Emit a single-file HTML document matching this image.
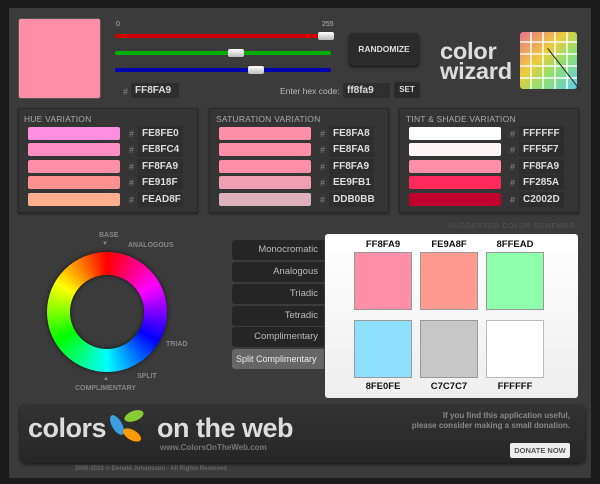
<!DOCTYPE html>
<html><head><style>
*{margin:0;padding:0;box-sizing:border-box}
body{width:600px;height:484px;background:#1c1c1c;font-family:"Liberation Sans",sans-serif;position:relative;overflow:hidden}
.a{position:absolute}
#main{left:9px;top:8px;width:582px;height:470px;background:#3b3b3c}
.hbox{background:#2e2e2f;color:#ddd;font-weight:bold;font-size:10px;line-height:15px;padding-left:4px;border-radius:1px}
.hash{color:#888;font-size:9px}
.panel{background:#353536;border:1px solid #2a2a2a;box-shadow:0 1px 2px #222}
.pt{color:#aaa;font-size:8.5px;letter-spacing:.2px}
.sw{width:92px;height:13px;border-radius:2px;margin-bottom:3.4px}
.track{height:4px;border-radius:2px}
.knob{width:16px;height:8px;background:linear-gradient(#fff,#bbb);border-radius:2px}
.btn{left:232px;width:92px;height:20px;background:#252526;color:#bbb;font-size:9.5px;text-align:right;padding-right:6px;line-height:20px;border-radius:3px 0 0 3px;white-space:nowrap}
.lab{font-size:9.5px;font-weight:bold;color:#111;text-align:center;width:60px}
.sq{width:58px;height:58px;border:1px solid #999}
.wl{color:#888;font-size:7px;font-weight:bold}
.col .r{height:16.4px;position:relative}
.col .r .hash{position:absolute;left:0;top:3px}
.col .r .hbox{position:absolute;left:9px;top:0;width:45px;height:15px}
</style></head><body>
<div id="main" class="a"></div>
<div class="a" style="left:18px;top:18px;width:83px;height:81px;background:#ff8fa9;border-radius:3px;border:1px solid #555"></div>
<div class="a" style="left:116px;top:21px;color:#bbb;font-size:7px">0</div>
<div class="a" style="left:322px;top:21px;color:#bbb;font-size:7px">255</div>
<div class="a track" style="left:115px;top:34px;width:216px;background:#d00000"></div>
<div class="a track" style="left:115px;top:51px;width:216px;background:#00b000"></div>
<div class="a track" style="left:115px;top:68px;width:216px;background:#0000b0"></div>
<div class="a knob" style="left:318px;top:32px"></div>
<div class="a knob" style="left:228px;top:49px"></div>
<div class="a knob" style="left:248px;top:66px"></div>
<div class="a hash" style="left:123px;top:87px">#</div>
<div class="a hbox" style="left:131px;top:83px;width:48px">FF8FA9</div>
<div class="a" style="left:280px;top:86px;color:#bbb;font-size:8.5px">Enter hex code:</div>
<div class="a hbox" style="left:343px;top:83px;width:47px">ff8fa9</div>
<div class="a" style="left:394px;top:82px;width:26px;height:16px;background:#2a2a2b;color:#ddd;font-size:8px;font-weight:bold;text-align:center;line-height:16px;border-radius:2px">SET</div>
<div class="a" style="left:349px;top:33px;width:70px;height:33px;background:#2b2b2c;border-radius:4px;color:#ddd;font-size:8.5px;font-weight:bold;text-align:center;line-height:33px;box-shadow:0 1px 2px #111">RANDOMIZE</div>
<div class="a" style="left:440px;top:41px;color:#ddd;font-size:23px;font-weight:bold;line-height:20px;letter-spacing:-.3px;transform:scaleX(1.03);transform-origin:0 0">color<br>wizard</div>
<div class="a" style="left:520px;top:32px;width:57px;height:57px;border-radius:3px;background:linear-gradient(135deg,rgba(255,120,150,.9),rgba(255,220,60,.9) 40%,rgba(150,240,120,.9) 65%,rgba(100,220,255,.9));"></div>
<div class="a" style="left:520px;top:32px;width:57px;height:57px;background:repeating-linear-gradient(90deg,transparent 0 10px,rgba(255,255,255,.7) 10px 12px),repeating-linear-gradient(0deg,transparent 0 10px,rgba(255,255,255,.7) 10px 12px)"></div>
<div class="a" style="width:52px;height:1px;background:#222;transform:rotate(52deg);transform-origin:0 0;left:548px;top:48px"></div>

<div class="a panel" style="left:18px;top:108px;width:180px;height:105px"></div>
<div class="a panel" style="left:209px;top:108px;width:180px;height:105px"></div>
<div class="a panel" style="left:399px;top:108px;width:180px;height:105px"></div>
<div class="a pt" style="left:24px;top:114px">HUE VARIATION</div>
<div class="a pt" style="left:216px;top:114px">SATURATION VARIATION</div>
<div class="a pt" style="left:406px;top:114px">TINT &amp; SHADE VARIATION</div>

<div class="a" style="left:28px;top:127px">
<div class="sw" style="background:#fe8fe0"></div><div class="sw" style="background:#fe8fc4"></div><div class="sw" style="background:#ff8fa9"></div><div class="sw" style="background:#fe918f"></div><div class="sw" style="background:#fead8f"></div></div>
<div class="a" style="left:219px;top:127px">
<div class="sw" style="background:#fe8fa8"></div><div class="sw" style="background:#fe8fa8"></div><div class="sw" style="background:#ff8fa9"></div><div class="sw" style="background:#ee9fb1"></div><div class="sw" style="background:#ddb0bb"></div></div>
<div class="a" style="left:409px;top:127px">
<div class="sw" style="background:#ffffff"></div><div class="sw" style="background:#fff5f7"></div><div class="sw" style="background:#ff8fa9"></div><div class="sw" style="background:#ff285a"></div><div class="sw" style="background:#c2002d"></div></div>

<div class="a col" style="left:129px;top:126px;width:56px">
<div class="r"><span class="hash">#</span><span class="hbox">FE8FE0</span></div>
<div class="r"><span class="hash">#</span><span class="hbox">FE8FC4</span></div>
<div class="r"><span class="hash">#</span><span class="hbox">FF8FA9</span></div>
<div class="r"><span class="hash">#</span><span class="hbox">FE918F</span></div>
<div class="r"><span class="hash">#</span><span class="hbox">FEAD8F</span></div></div>
<div class="a col" style="left:320px;top:126px;width:56px">
<div class="r"><span class="hash">#</span><span class="hbox">FE8FA8</span></div>
<div class="r"><span class="hash">#</span><span class="hbox">FE8FA8</span></div>
<div class="r"><span class="hash">#</span><span class="hbox">FF8FA9</span></div>
<div class="r"><span class="hash">#</span><span class="hbox">EE9FB1</span></div>
<div class="r"><span class="hash">#</span><span class="hbox">DDB0BB</span></div></div>
<div class="a col" style="left:510px;top:126px;width:56px">
<div class="r"><span class="hash">#</span><span class="hbox">FFFFFF</span></div>
<div class="r"><span class="hash">#</span><span class="hbox">FFF5F7</span></div>
<div class="r"><span class="hash">#</span><span class="hbox">FF8FA9</span></div>
<div class="r"><span class="hash">#</span><span class="hbox">FF285A</span></div>
<div class="r"><span class="hash">#</span><span class="hbox">C2002D</span></div></div>

<div class="a" style="left:448px;top:221px;color:#555;font-size:7.5px;letter-spacing:.5px">SUGGESTED COLOR SCHEMES</div>

<div class="a" style="left:47px;top:252px;width:120px;height:120px;border-radius:50%;background:conic-gradient(from 0deg,#ff0000,#ff00ff 60deg,#0000ff 120deg,#00ffff 180deg,#00ff00 240deg,#ffff00 300deg,#ff0000);box-shadow:0 0 4px #111"></div>
<div class="a" style="left:70px;top:275px;width:74px;height:74px;border-radius:50%;background:#3b3b3c;box-shadow:inset 0 0 4px #111"></div>
<div class="a wl" style="left:99px;top:232px">BASE</div>
<div class="a" style="left:102px;top:241px;color:#888;font-size:6px">▼</div>
<div class="a wl" style="left:128px;top:242px">ANALOGOUS</div>
<div class="a wl" style="left:166px;top:341px">TRIAD</div>
<div class="a wl" style="left:137px;top:373px">SPLIT</div>
<div class="a" style="left:103px;top:376px;color:#888;font-size:6px">▲</div>
<div class="a wl" style="left:75px;top:385px">COMPLIMENTARY</div>

<div class="a btn" style="top:240px">Monocromatic</div>
<div class="a btn" style="top:262px">Analogous</div>
<div class="a btn" style="top:284px">Triadic</div>
<div class="a btn" style="top:306px">Tetradic</div>
<div class="a btn" style="top:327px">Complimentary</div>
<div class="a btn" style="top:349px;background:#666;color:#eee;text-align:left;padding-left:4px;font-size:9px">Split Complimentary</div>

<div class="a" style="left:325px;top:234px;width:253px;height:164px;background:linear-gradient(#fff,#eee);border-radius:3px"></div>
<div class="a lab" style="left:353px;top:239px">FF8FA9</div>
<div class="a lab" style="left:419px;top:239px">FE9A8F</div>
<div class="a lab" style="left:485px;top:239px">8FFEAD</div>
<div class="a sq" style="left:354px;top:252px;background:#ff8fa9"></div>
<div class="a sq" style="left:420px;top:252px;background:#fe9a8f"></div>
<div class="a sq" style="left:486px;top:252px;background:#8ffead"></div>
<div class="a sq" style="left:354px;top:320px;background:#8fe0fe"></div>
<div class="a sq" style="left:420px;top:320px;background:#c7c7c7"></div>
<div class="a sq" style="left:486px;top:320px;background:#fff;border-color:#bbb"></div>
<div class="a lab" style="left:353px;top:381px">8FE0FE</div>
<div class="a lab" style="left:419px;top:381px">C7C7C7</div>
<div class="a lab" style="left:485px;top:381px">FFFFFF</div>

<div class="a" style="left:20px;top:405px;width:565px;height:58px;background:linear-gradient(#333,#262627);border-radius:6px;box-shadow:0 1px 3px #111"></div>
<div class="a" style="left:28px;top:413px;color:#ddd;font-size:27px;font-weight:bold;letter-spacing:-.5px">colors</div>
<div class="a" style="left:112px;top:414px;width:10px;height:22px;background:#3aa0e0;border-radius:50%;transform:rotate(-30deg)"></div>
<div class="a" style="left:124px;top:411px;width:20px;height:10px;background:#8c3;border-radius:50%;transform:rotate(-20deg)"></div>
<div class="a" style="left:122px;top:430px;width:20px;height:10px;background:#f90;border-radius:50%;transform:rotate(30deg)"></div>
<div class="a" style="left:157px;top:413px;color:#ddd;font-size:27px;font-weight:bold;letter-spacing:-.5px">on the web</div>
<div class="a" style="left:160px;top:443px;color:#777;font-size:8px;font-weight:bold">www.ColorsOnTheWeb.com</div>
<div class="a" style="left:380px;top:411px;width:190px;text-align:right;color:#888;font-size:8px;font-weight:bold;line-height:10px">If you find this application useful,<br>please consider making a small donation.</div>
<div class="a" style="left:510px;top:443px;width:60px;height:15px;background:#eee;color:#555;font-size:7.5px;font-weight:bold;text-align:center;line-height:15px;border-radius:2px">DONATE NOW</div>
<div class="a" style="left:75px;top:466px;color:#666;font-size:6px;font-weight:bold">2000-2010 © Donald Johansson - All Rights Reserved</div>
</body></html>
◇ ◇ ◇
◆ **REQUIRED TASK**:
List all lines in the material containing the string "this".

◆ **WRITTEN REPLY**:
Emit a single-file HTML document matching this image.
<div class="a" style="left:380px;top:411px;width:190px;text-align:right;color:#888;font-size:8px;font-weight:bold;line-height:10px">If you find this application useful,<br>please consider making a small donation.</div>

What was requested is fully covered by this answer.